If memory serves me, late Dash-7's and then the Dash-8's has the GTA-24 alternator applied. This alternator has two fields, which are in parallel
and each serve one group of motors. Parallel motors are a better arrangement for wheelslip control.

At some "transition"speed, the fields are connected in series.

The GTA-24 could be remanufactured from a GTA-11.
  by Jamshid
GTA11 alternator doesn't have transition while GTA24 have two windings and transition. These windings (in stator) are in parallel arrangement in low speeds and turn to series in high speeds.
GTA11 current rating just suffices 5GE761 traction motors in parallel arrangement for a six-axle locomotive.
I doubt if a GTA11 can be changed to a GTA24 one. But I curious to know if such an experience have been done so far.
  by Allen Hazen
Ol' Loco Guy--
Thanks! This is the first solid information I've gotten about a historical question that has been bugging me for a while. Many thanks!
For curiosity, how doe 761 and 752 motors compare in current draw?

  by Ol' Loco Guy

The market for aftermarket control systems for GE units is very small.
Most GE units that pre-date the combination of EFI/split cooling cannot be used in Class 1/ large regional service because they won't meet emissions stds. Modification to do so is just too expensive.
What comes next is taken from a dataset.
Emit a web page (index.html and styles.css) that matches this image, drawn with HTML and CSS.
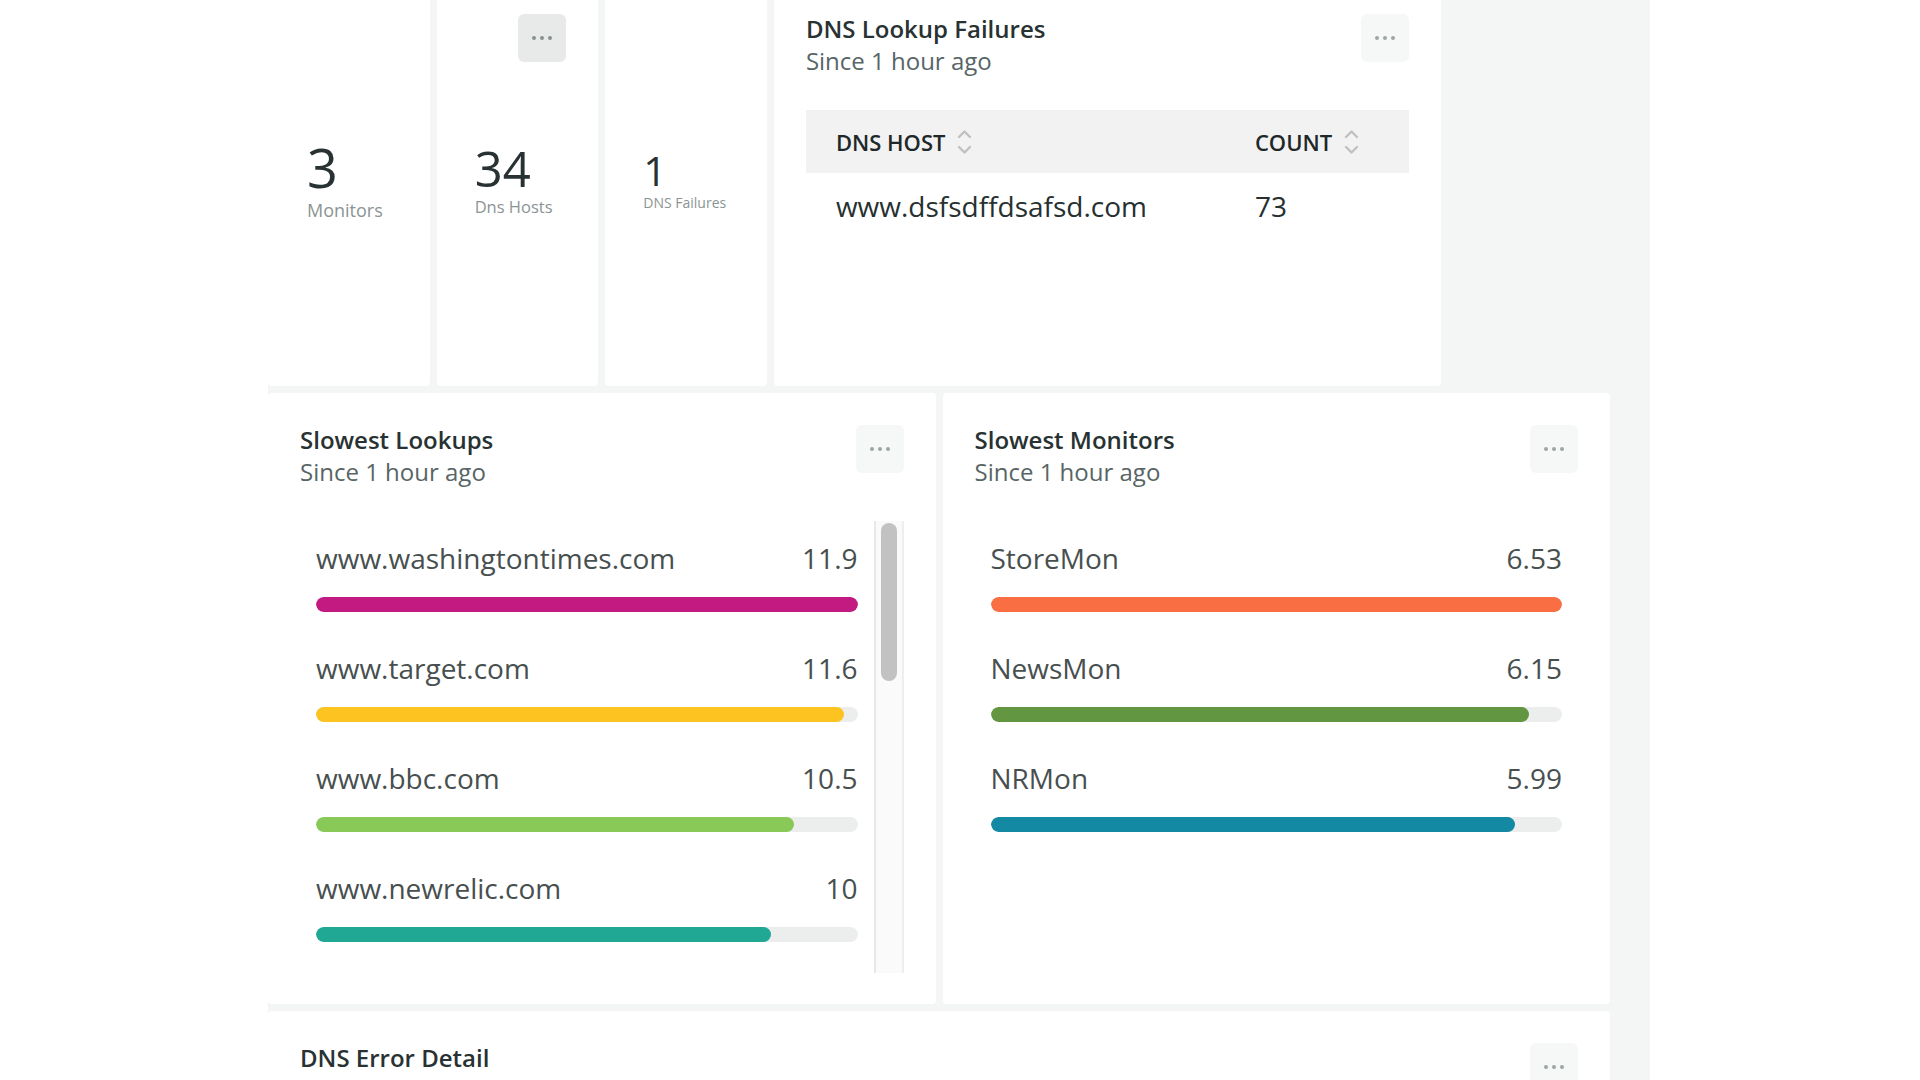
FILE: index.html
```html
<!DOCTYPE html>
<html lang="en">
<head>
<meta charset="utf-8">
<title>DNS Dashboard</title>
<link rel="stylesheet" href="styles.css">
</head>
<body>
<main class="dashboard">
  <div class="grid">
    <section class="card billboard bb-lg">
      <div class="bb-value">3</div>
      <div class="bb-label">Monitors</div>
    </section>
    <section class="card billboard bb-md">
      <button class="menu-btn menu-btn--hover menu-btn--overlay" aria-label="More"><span></span><span></span><span></span></button>
      <div class="bb-value">34</div>
      <div class="bb-label">Dns Hosts</div>
    </section>
    <section class="card billboard bb-sm">
      <div class="bb-value">1</div>
      <div class="bb-label">DNS Failures</div>
    </section>
    <section class="card widget span-4">
      <header class="widget-head">
        <div class="widget-titles">
          <h2 class="widget-title">DNS Lookup Failures</h2>
          <p class="widget-sub">Since 1 hour ago</p>
        </div>
        <button class="menu-btn" aria-label="More"><span></span><span></span><span></span></button>
      </header>
      <table class="data-table">
        <thead>
          <tr>
            <th class="col-host"><span class="th-inner">DNS HOST
              <svg class="sort" width="15" height="28" viewBox="0 0 15 28"><polyline points="2,9 7.5,3.5 13,9"/><polyline points="2,19 7.5,24.5 13,19"/></svg></span></th>
            <th><span class="th-inner">COUNT
              <svg class="sort" width="15" height="28" viewBox="0 0 15 28"><polyline points="2,9 7.5,3.5 13,9"/><polyline points="2,19 7.5,24.5 13,19"/></svg></span></th>
          </tr>
        </thead>
        <tbody>
          <tr><td>www.dsfsdffdsafsd.com</td><td>73</td></tr>
        </tbody>
      </table>
    </section>

    <section class="card widget span-4">
      <header class="widget-head">
        <div class="widget-titles">
          <h2 class="widget-title">Slowest Lookups</h2>
          <p class="widget-sub">Since 1 hour ago</p>
        </div>
        <button class="menu-btn" aria-label="More"><span></span><span></span><span></span></button>
      </header>
      <div class="bars">
        <ul class="bar-list">
          <li class="bar-item">
            <div class="bar-row"><span>www.washingtontimes.com</span><span>11.9</span></div>
            <div class="bar-track"><div class="bar-fill c-magenta" style="width:100%"></div></div>
          </li>
          <li class="bar-item">
            <div class="bar-row"><span>www.target.com</span><span>11.6</span></div>
            <div class="bar-track"><div class="bar-fill c-yellow" style="width:97.5%"></div></div>
          </li>
          <li class="bar-item">
            <div class="bar-row"><span>www.bbc.com</span><span>10.5</span></div>
            <div class="bar-track"><div class="bar-fill c-lime" style="width:88.2%"></div></div>
          </li>
          <li class="bar-item">
            <div class="bar-row"><span>www.newrelic.com</span><span>10</span></div>
            <div class="bar-track"><div class="bar-fill c-teal" style="width:84%"></div></div>
          </li>
        </ul>
        <div class="scrollbar"><div class="scroll-thumb"></div></div>
      </div>
    </section>

    <section class="card widget span-4">
      <header class="widget-head">
        <div class="widget-titles">
          <h2 class="widget-title">Slowest Monitors</h2>
          <p class="widget-sub">Since 1 hour ago</p>
        </div>
        <button class="menu-btn" aria-label="More"><span></span><span></span><span></span></button>
      </header>
      <div class="bars">
        <ul class="bar-list">
          <li class="bar-item">
            <div class="bar-row"><span>StoreMon</span><span>6.53</span></div>
            <div class="bar-track"><div class="bar-fill c-orange" style="width:100%"></div></div>
          </li>
          <li class="bar-item">
            <div class="bar-row"><span>NewsMon</span><span>6.15</span></div>
            <div class="bar-track"><div class="bar-fill c-green" style="width:94.2%"></div></div>
          </li>
          <li class="bar-item">
            <div class="bar-row"><span>NRMon</span><span>5.99</span></div>
            <div class="bar-track"><div class="bar-fill c-blue" style="width:91.7%"></div></div>
          </li>
        </ul>
      </div>
    </section>

    <section class="card widget span-8">
      <header class="widget-head">
        <div class="widget-titles">
          <h2 class="widget-title">DNS Error Detail</h2>
        </div>
        <button class="menu-btn" aria-label="More"><span></span><span></span><span></span></button>
      </header>
    </section>
  </div>
</main>
</body>
</html>
```

FILE: styles.css
```css
* { box-sizing: border-box; }

html, body {
  margin: 0;
  background: #ffffff;
  font-family: "Open Sans", "Liberation Sans", sans-serif;
  overflow: hidden;
}

.dashboard {
  margin: -18px 0 0 268px;
  width: 1382px;
  min-height: 1120px;
  padding-right: 40px;
  background: #f4f5f5;
}

.grid {
  display: grid;
  grid-template-columns: repeat(8, 1fr);
  grid-template-rows: 404px 611px 400px;
  gap: 7px;
}

.card {
  background: #ffffff;
  border-radius: 4px;
  padding: 32px;
  min-width: 0;
}

.span-4 { grid-column: span 4; }
.span-8 { grid-column: span 8; }

/* Billboards */
.billboard {
  position: relative;
  display: flex;
  flex-direction: column;
  justify-content: center;
  padding: 0 0 8px 38px;
}
.bb-lg { padding-left: 39px; }
.bb-value {
  color: #283232;
  line-height: 1.1;
}
.bb-label {
  color: #8b9494;
  line-height: normal;
}
.bb-lg .bb-value { font-size: 54px; }
.bb-lg .bb-label { font-size: 18px; }
.bb-md .bb-value { font-size: 49px; }
.bb-md .bb-label { font-size: 16.5px; }
.bb-sm .bb-value { font-size: 41px; }
.bb-sm .bb-label { font-size: 14px; }

/* Menu button */
.menu-btn {
  flex: none;
  width: 48px;
  height: 48px;
  border: 0;
  border-radius: 6px;
  background: #f6f7f7;
  display: flex;
  align-items: center;
  justify-content: center;
  gap: 4px;
  padding: 0;
  cursor: pointer;
}
.menu-btn span {
  width: 4px;
  height: 4px;
  border-radius: 50%;
  background: #9ea6a6;
}
.menu-btn--hover { background: #e8e9e9; }
.menu-btn--hover span { background: #8a9292; }
.menu-btn--overlay {
  position: absolute;
  top: 32px;
  right: 32px;
}

/* Widget header */
.widget-head {
  display: flex;
  justify-content: space-between;
  align-items: flex-start;
}
.widget-title {
  margin: 0;
  font-size: 24px;
  line-height: 30px;
  font-weight: 600;
  color: #283232;
}
.widget-sub {
  margin: 2px 0 0;
  font-size: 24px;
  line-height: 30px;
  font-weight: 400;
  color: #576566;
}

/* Table */
.data-table {
  width: 100%;
  margin-top: 34px;
  border-collapse: collapse;
}
.data-table th {
  height: 63px;
  padding: 0 30px;
  background: #f2f2f2;
  text-align: left;
  font-size: 22px;
  font-weight: 600;
  color: #1f2828;
  white-space: nowrap;
  vertical-align: middle;
}
.data-table .col-host { width: 419px; }
.th-inner {
  display: inline-flex;
  align-items: center;
  gap: 12px;
}
.sort {
  fill: none;
  stroke: #bfc1c1;
  stroke-width: 2.4;
  stroke-linecap: round;
  stroke-linejoin: round;
}
.data-table td {
  padding: 14px 30px 0;
  font-size: 28px;
  line-height: 38px;
  color: #263030;
}

/* Bar lists */
.bars {
  display: flex;
  height: 452px;
  margin-top: 34px;
}
.bar-list {
  flex: 1;
  min-width: 0;
  margin: 0;
  padding: 17px 16px 0;
  list-style: none;
  overflow: hidden;
}
.bar-item { margin-bottom: 36px; }
.bar-row {
  display: flex;
  justify-content: space-between;
  font-size: 28px;
  line-height: 40px;
  color: #474f4f;
}
.bar-track {
  margin-top: 19px;
  height: 15px;
  border-radius: 8px;
  background: #eceeee;
  overflow: hidden;
}
.bar-fill {
  height: 100%;
  border-radius: 8px;
}
.c-magenta { background: #c21a80; }
.c-yellow { background: #fdc321; }
.c-lime { background: #88c958; }
.c-teal { background: #21a895; }
.c-orange { background: #f96e42; }
.c-green { background: #629640; }
.c-blue { background: #1389a3; }

.scrollbar {
  flex: none;
  width: 30px;
  padding-top: 2px;
  background: #fafafa;
  border-left: 2px solid #e8e8e8;
  border-right: 2px solid #eeeeee;
}
.scroll-thumb {
  width: 16px;
  height: 158px;
  margin: 0 auto;
  border-radius: 8px;
  background: #c2c2c2;
}
```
GE has their own microprocessor -based retrofit kit which is called "Bright Star." I don't know how many GE units have this equipment-but the group
of MLW MX-636's done for Hellenic Railways have both Brightstar and a retrofitted GE turbo.
  by Jamshid
Thanks Ol' Loco Guy,
It will be highly appericiated if give me a way to find more info regarding 'bright star' kits on the internet. (I can not find anything)

According to GET documents:

The max rated current for a GTA24 Alternator: 9600 Amps.
The max rated current for a GTA11 Alternator: 5200 Amps.

The max continous current for an AH 752 traction motor: 1180 Amps.
The max continous current for an AF 761 traction motor: 675 Amps.

For a Co-Co locomotive with a GTA24 Alternator, upto 1600 Amps can be fed for each motor in all parallel arangement while for a locomotive with GTA11 Alternator the max current for each motor will be not more than 865 Amps.

It is clear that for a locomotive which have GT11 Alternator (without stator windings transition), it is impossible to use six 752 motors all in parallel arrangment.

(Forgive me because of this inconvenient comparison! GTA11 alternators are look like EMD AR10 alternators, while GTA24 ones like AR11 alernators! ) :wink:
  by Allen Hazen
Thank you for the numbers. I knew that the 763 was a smaller motor (it is, for example, used on GE "export" types built for track guages as low, I think, as 915mm, where a 752 wouldn't fit inside the truck!), but i never knew just how much difference there was. Is the overall weight of the two types of traction motor roughly proportional to their capacities?
In the "NR" class locomotives of Australia's Pacific National (these are six-axle locomotives with a 7FDL-16 engine, built in the early 1990s by GE's Australian licenssee, Goninan, for Pacific National's predecessor National Rail), GE used an intermediate size traction motor, the 793: higher capacity than the 763, but lighter in weight (since the NR class was to be suitable for use over much of the national rail network, parts of which have what, by American standards, would be considered very lightly built track). I have no details about them.